Challenge: Pick out all lines with the word "React" from the records that follow.

Rows from a dataset of pages and code:
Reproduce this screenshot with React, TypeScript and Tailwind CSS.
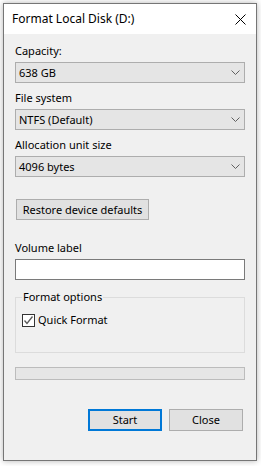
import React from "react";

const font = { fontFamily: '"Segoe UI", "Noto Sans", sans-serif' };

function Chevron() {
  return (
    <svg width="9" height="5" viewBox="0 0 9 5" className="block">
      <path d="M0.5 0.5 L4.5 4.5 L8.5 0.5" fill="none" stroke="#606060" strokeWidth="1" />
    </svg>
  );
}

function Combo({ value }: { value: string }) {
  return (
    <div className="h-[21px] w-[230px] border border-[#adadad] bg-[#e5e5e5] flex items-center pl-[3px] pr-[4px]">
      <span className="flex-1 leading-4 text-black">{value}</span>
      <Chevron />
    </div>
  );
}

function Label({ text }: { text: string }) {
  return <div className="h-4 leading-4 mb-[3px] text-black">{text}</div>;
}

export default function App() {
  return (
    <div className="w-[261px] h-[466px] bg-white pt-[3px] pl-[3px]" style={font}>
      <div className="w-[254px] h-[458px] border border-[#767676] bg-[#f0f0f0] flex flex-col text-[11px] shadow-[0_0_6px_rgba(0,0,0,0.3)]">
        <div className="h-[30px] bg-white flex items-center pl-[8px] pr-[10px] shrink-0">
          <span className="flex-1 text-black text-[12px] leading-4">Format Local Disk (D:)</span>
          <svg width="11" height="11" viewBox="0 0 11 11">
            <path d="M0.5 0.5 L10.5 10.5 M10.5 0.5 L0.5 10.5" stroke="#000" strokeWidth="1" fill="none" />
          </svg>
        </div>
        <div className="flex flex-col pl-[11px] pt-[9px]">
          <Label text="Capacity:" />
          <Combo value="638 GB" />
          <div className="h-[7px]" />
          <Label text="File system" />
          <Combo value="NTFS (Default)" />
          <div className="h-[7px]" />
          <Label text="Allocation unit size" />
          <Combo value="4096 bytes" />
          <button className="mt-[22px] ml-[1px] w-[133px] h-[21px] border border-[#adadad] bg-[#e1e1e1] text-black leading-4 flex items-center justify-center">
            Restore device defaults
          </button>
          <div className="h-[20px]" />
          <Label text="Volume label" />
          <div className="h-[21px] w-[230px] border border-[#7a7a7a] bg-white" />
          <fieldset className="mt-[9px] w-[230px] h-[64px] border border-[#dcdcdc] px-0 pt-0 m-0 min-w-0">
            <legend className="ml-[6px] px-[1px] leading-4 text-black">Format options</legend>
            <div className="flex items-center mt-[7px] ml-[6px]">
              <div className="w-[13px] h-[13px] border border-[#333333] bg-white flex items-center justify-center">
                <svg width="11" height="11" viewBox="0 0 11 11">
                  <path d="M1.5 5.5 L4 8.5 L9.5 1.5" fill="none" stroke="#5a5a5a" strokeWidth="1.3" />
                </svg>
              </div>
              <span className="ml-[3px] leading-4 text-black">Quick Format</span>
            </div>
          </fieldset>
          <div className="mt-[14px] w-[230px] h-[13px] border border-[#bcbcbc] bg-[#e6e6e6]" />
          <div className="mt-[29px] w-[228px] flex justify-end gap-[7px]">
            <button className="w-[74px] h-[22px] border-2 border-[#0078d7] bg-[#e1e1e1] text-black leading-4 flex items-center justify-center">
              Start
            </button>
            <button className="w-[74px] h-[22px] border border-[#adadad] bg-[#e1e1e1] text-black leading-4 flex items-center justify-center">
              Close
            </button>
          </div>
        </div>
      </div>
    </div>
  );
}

---

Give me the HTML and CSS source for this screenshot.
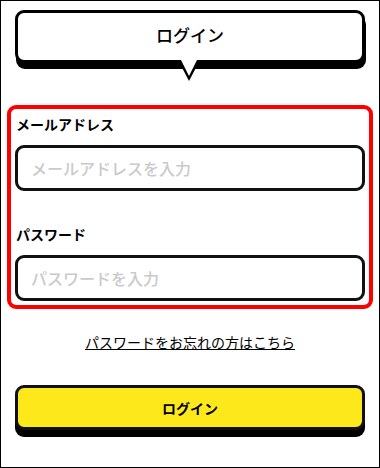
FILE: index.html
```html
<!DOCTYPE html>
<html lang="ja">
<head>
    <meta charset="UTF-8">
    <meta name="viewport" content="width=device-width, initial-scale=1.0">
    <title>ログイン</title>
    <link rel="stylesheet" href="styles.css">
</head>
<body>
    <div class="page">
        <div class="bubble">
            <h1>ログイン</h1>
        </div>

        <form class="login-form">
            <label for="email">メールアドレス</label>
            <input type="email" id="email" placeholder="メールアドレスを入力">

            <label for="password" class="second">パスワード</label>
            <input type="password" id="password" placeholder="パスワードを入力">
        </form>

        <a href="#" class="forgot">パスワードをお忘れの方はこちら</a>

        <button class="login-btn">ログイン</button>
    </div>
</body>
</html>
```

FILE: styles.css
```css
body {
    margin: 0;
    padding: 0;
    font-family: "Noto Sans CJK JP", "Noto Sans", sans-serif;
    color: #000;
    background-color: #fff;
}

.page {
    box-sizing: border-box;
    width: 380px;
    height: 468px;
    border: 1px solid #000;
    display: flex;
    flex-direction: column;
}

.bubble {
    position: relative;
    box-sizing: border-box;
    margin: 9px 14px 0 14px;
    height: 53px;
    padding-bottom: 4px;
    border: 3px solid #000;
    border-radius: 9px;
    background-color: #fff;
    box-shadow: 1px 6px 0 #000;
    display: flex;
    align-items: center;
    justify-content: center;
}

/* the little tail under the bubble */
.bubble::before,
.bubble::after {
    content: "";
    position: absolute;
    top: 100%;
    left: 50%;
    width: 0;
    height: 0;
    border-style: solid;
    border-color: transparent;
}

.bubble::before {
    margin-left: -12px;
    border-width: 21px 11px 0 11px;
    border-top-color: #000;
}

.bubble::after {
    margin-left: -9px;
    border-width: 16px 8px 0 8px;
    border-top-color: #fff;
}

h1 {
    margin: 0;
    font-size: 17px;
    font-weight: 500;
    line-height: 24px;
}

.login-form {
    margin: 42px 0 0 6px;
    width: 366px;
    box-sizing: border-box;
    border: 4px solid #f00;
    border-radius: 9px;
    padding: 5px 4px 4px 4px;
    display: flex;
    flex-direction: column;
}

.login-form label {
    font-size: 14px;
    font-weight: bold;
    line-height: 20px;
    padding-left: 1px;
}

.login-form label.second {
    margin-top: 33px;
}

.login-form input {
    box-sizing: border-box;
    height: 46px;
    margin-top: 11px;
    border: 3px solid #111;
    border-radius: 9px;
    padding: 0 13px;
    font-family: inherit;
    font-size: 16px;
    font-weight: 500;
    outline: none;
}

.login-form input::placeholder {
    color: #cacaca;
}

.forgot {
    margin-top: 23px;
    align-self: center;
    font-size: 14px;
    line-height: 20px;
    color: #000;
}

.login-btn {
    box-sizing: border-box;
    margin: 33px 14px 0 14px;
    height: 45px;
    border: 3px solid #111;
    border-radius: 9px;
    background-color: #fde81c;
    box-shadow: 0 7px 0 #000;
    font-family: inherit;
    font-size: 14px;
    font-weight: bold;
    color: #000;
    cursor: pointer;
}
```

Output:
Reproduce this screenshot with React, TypeScript and Tailwind CSS.
import React from "react";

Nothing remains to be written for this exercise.